▶ _The problem_:
Write out, word for word, the stretch of lines beginning at the one with "Convert this screenshot" and ending at the one with "type Sky = 'partly' | 'clear' | 'cloud'", omitting the images.

▶ _Supplied data_:

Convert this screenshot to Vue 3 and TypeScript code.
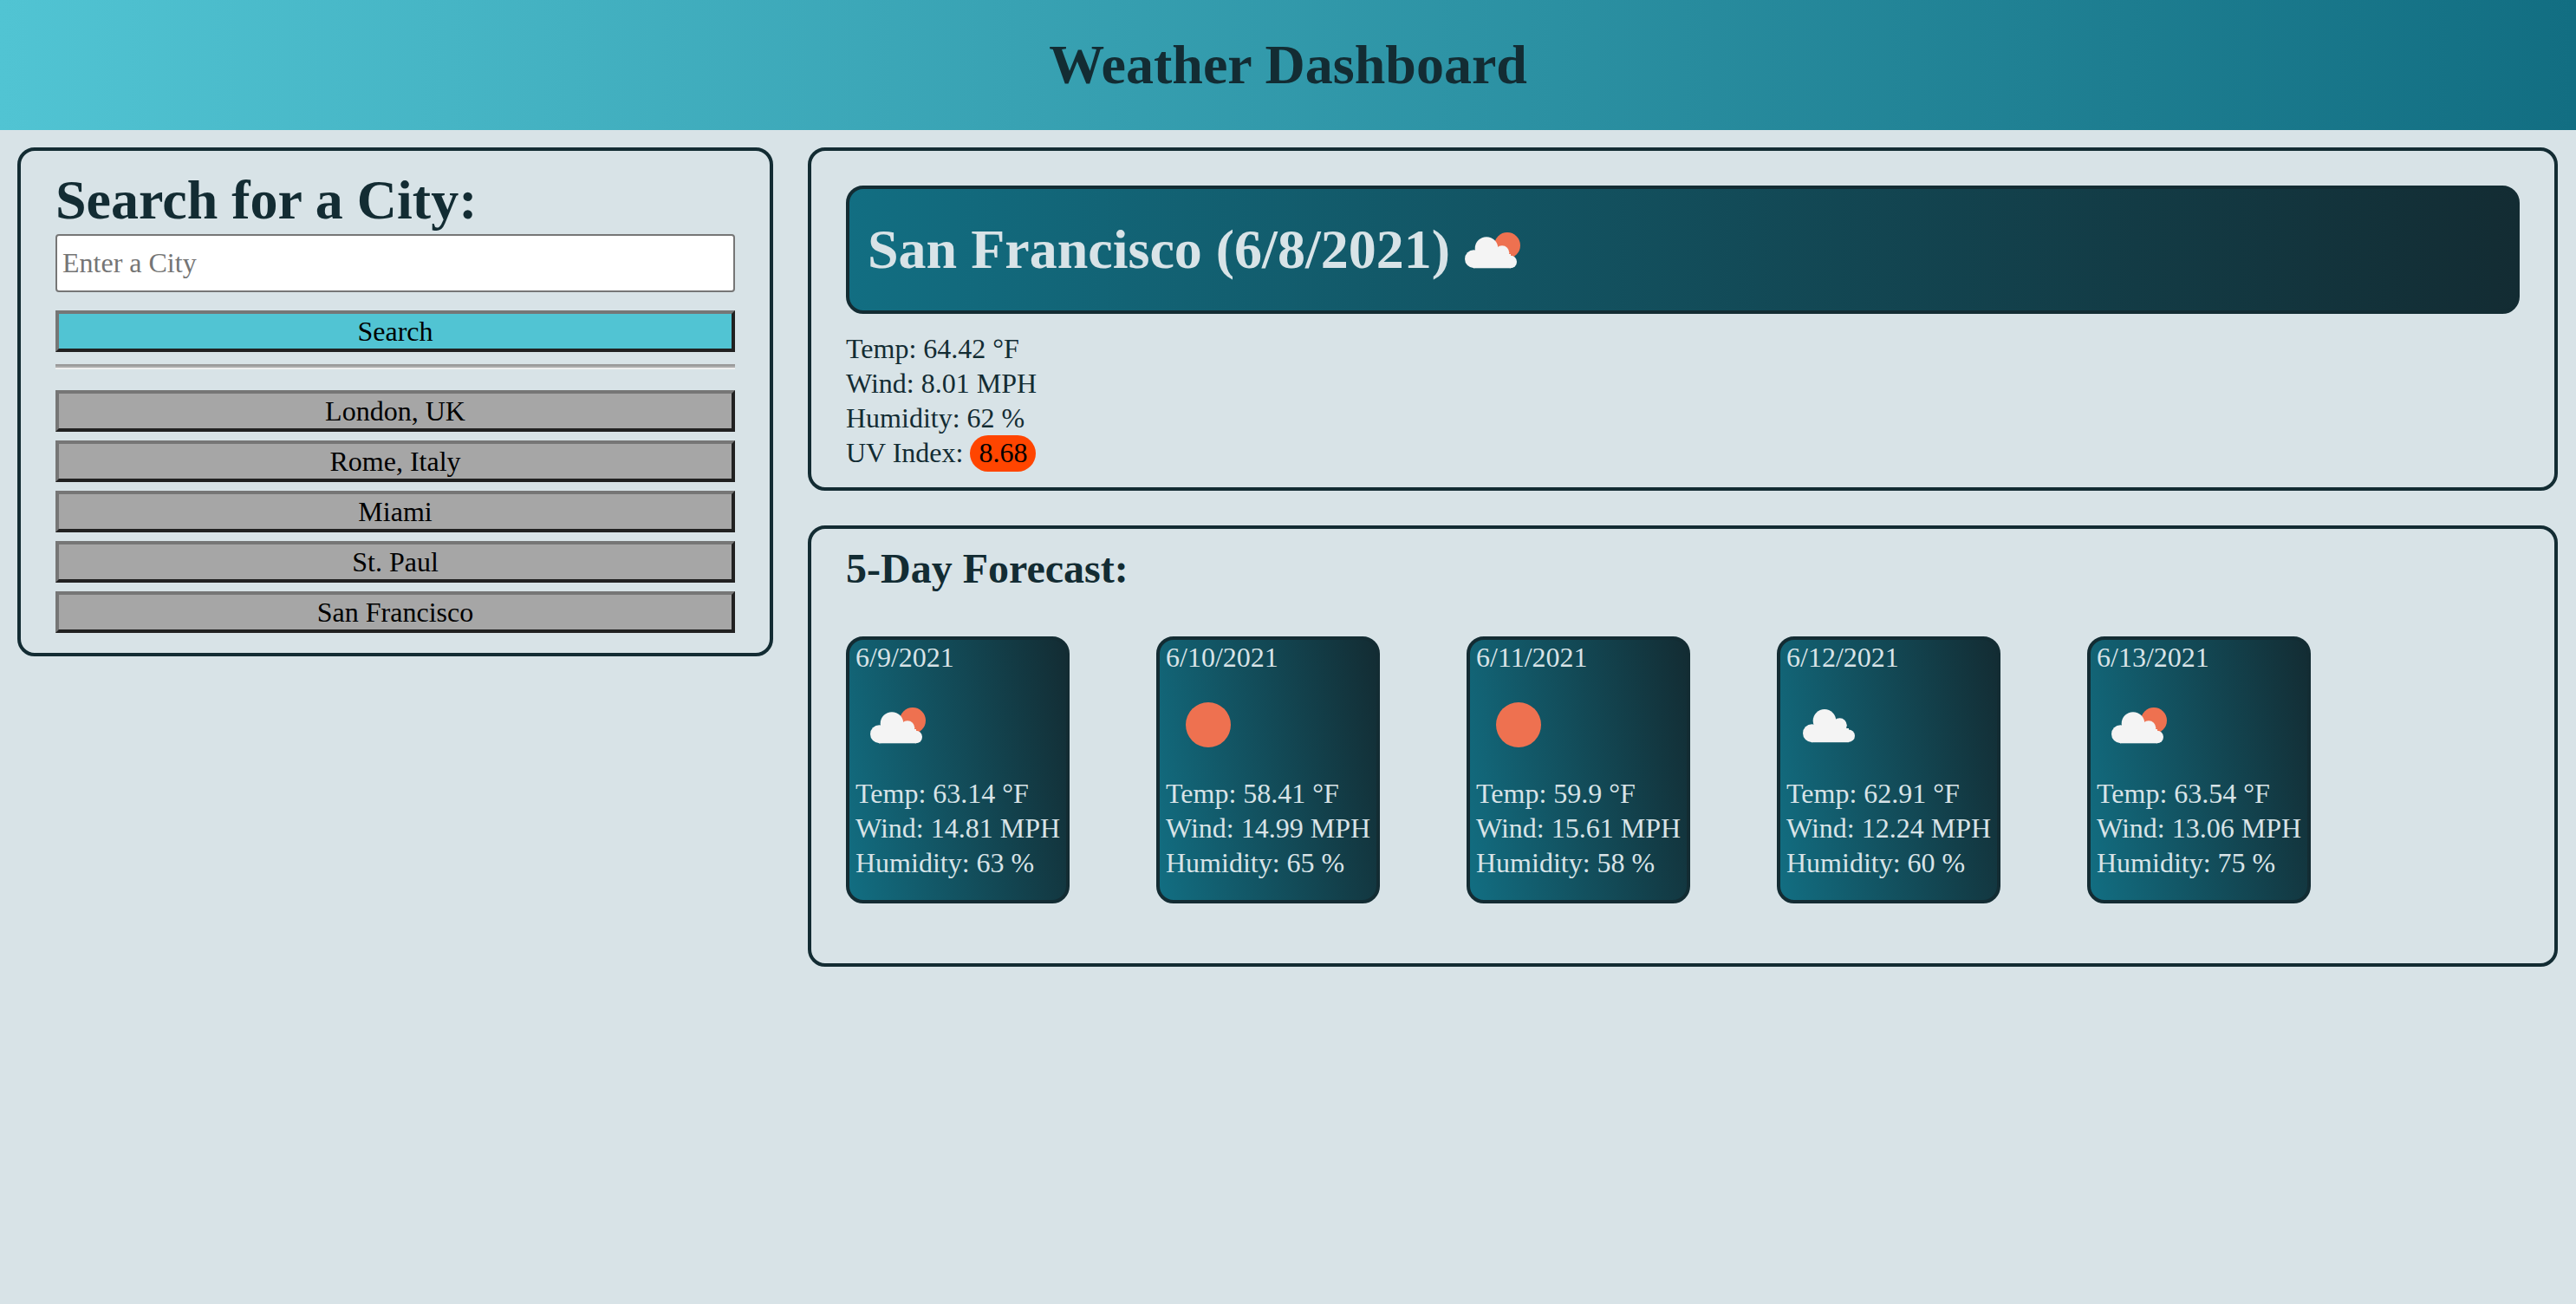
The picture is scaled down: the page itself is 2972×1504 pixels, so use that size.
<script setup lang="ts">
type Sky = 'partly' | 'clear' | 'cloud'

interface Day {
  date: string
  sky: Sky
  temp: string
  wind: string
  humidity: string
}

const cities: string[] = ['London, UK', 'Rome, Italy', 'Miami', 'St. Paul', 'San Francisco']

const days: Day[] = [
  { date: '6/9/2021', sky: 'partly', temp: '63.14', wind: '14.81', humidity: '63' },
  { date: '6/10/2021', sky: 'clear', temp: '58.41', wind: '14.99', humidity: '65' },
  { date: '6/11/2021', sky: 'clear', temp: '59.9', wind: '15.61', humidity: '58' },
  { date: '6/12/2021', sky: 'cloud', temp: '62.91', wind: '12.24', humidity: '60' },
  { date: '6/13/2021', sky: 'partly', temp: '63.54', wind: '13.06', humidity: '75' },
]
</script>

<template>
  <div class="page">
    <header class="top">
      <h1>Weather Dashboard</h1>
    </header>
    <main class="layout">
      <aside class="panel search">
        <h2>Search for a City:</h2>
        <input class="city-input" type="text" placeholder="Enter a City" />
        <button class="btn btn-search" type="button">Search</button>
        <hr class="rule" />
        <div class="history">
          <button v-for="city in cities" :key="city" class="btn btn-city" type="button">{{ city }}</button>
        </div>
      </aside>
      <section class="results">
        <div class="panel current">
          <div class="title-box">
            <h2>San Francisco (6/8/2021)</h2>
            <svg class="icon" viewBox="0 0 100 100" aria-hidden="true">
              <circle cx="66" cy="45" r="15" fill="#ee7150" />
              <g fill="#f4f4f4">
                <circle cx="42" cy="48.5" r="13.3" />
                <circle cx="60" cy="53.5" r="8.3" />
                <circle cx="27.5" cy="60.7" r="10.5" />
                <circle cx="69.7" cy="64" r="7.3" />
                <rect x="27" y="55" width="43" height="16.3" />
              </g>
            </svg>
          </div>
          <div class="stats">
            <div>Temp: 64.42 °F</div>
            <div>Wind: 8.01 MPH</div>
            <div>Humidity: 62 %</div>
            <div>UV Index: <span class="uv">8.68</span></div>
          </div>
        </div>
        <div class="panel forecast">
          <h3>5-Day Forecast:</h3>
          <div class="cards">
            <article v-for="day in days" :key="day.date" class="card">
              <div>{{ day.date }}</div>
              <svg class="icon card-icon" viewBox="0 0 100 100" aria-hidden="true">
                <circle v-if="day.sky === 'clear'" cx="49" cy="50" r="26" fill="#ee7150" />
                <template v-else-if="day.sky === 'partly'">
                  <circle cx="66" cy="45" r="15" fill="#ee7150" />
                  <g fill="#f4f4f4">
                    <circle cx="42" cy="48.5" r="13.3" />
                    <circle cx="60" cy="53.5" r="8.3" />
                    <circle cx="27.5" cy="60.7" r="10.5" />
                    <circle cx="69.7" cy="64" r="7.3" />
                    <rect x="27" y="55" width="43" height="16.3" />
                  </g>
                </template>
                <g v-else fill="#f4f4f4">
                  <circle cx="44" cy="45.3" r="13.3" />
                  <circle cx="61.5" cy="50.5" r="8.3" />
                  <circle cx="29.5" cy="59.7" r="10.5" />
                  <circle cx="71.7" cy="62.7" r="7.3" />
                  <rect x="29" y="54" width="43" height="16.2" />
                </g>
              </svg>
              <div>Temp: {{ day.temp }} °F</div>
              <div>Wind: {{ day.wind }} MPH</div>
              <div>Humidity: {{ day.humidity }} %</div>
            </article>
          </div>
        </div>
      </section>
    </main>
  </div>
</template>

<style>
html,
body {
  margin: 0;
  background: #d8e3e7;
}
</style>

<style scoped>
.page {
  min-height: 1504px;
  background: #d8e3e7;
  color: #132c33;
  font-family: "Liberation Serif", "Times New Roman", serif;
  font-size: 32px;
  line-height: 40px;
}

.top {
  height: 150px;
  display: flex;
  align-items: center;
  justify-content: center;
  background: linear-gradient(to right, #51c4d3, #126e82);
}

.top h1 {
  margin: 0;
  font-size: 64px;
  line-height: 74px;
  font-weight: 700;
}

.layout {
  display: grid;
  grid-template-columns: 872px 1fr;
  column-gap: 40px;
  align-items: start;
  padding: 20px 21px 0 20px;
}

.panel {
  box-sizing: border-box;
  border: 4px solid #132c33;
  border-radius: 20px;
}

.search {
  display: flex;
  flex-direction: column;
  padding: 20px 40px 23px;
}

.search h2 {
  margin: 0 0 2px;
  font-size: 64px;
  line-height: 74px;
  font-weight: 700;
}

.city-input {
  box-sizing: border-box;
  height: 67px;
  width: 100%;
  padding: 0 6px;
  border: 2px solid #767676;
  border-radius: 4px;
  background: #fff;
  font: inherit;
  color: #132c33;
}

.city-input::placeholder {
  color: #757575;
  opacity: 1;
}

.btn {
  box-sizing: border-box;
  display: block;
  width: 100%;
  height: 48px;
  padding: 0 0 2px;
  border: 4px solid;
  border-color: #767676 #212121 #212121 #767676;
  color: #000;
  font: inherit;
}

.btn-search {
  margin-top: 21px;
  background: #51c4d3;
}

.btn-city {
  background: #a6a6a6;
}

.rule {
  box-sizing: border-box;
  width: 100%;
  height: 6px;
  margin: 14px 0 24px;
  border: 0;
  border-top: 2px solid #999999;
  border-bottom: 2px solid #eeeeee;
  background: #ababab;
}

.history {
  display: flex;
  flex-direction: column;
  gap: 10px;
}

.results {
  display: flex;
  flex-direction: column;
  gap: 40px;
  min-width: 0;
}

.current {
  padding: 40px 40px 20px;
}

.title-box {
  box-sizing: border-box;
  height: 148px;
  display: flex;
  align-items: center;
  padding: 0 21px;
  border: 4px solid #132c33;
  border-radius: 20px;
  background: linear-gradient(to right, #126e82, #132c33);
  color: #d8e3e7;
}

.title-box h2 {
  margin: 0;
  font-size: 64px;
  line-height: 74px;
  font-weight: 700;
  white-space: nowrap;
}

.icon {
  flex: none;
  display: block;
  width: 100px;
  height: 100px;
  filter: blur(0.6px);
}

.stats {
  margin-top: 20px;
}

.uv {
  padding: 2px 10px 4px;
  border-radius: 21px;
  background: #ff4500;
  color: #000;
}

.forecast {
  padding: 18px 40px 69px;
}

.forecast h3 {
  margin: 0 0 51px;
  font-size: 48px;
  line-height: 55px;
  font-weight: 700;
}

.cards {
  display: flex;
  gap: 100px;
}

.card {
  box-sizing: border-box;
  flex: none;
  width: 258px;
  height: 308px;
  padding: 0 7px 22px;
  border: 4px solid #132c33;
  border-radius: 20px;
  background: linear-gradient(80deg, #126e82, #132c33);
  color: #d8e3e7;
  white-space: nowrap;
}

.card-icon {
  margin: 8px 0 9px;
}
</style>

==

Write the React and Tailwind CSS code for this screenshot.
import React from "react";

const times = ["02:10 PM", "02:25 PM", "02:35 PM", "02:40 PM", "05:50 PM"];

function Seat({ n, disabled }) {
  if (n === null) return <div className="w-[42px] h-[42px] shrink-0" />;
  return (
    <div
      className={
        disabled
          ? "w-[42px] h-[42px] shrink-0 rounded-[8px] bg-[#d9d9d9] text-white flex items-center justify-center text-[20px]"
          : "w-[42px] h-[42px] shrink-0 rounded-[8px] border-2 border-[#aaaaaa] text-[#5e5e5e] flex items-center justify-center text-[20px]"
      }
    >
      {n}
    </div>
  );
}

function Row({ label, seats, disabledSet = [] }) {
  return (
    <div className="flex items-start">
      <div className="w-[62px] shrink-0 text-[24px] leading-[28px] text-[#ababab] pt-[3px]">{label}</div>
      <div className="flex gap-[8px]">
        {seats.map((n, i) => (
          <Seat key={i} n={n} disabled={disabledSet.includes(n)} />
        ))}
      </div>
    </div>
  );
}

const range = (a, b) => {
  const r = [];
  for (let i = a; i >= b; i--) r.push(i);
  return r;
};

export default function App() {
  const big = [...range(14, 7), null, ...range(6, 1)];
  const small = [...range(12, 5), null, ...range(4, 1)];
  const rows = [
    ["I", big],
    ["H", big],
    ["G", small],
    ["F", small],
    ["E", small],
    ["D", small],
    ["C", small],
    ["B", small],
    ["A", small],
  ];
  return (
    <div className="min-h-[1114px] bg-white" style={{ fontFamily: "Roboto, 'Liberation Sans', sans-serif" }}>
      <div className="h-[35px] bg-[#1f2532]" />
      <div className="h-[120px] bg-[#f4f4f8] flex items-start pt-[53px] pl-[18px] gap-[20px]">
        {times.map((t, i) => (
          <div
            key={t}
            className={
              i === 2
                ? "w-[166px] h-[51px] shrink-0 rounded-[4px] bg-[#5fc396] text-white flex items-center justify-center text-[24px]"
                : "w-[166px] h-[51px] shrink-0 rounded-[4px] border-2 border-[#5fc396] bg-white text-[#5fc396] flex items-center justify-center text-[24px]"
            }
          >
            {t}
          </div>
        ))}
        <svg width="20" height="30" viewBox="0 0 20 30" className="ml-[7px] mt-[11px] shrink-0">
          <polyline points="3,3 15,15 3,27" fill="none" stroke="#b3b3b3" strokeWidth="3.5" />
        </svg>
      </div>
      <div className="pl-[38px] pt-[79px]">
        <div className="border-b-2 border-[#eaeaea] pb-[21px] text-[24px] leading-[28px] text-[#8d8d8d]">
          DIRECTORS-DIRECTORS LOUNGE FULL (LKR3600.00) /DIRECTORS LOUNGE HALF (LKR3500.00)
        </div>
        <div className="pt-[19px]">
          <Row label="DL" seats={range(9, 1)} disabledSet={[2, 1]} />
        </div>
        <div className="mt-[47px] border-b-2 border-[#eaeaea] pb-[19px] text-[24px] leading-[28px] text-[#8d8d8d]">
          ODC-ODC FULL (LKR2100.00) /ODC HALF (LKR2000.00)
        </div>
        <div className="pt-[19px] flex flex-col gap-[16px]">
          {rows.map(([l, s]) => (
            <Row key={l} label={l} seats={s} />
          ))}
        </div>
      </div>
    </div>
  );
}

▶ _Solution below_:
Convert this screenshot to Vue 3 and TypeScript code.
The picture is scaled down: the page itself is 2972×1504 pixels, so use that size.
<script setup lang="ts">
type Sky = 'partly' | 'clear' | 'cloud'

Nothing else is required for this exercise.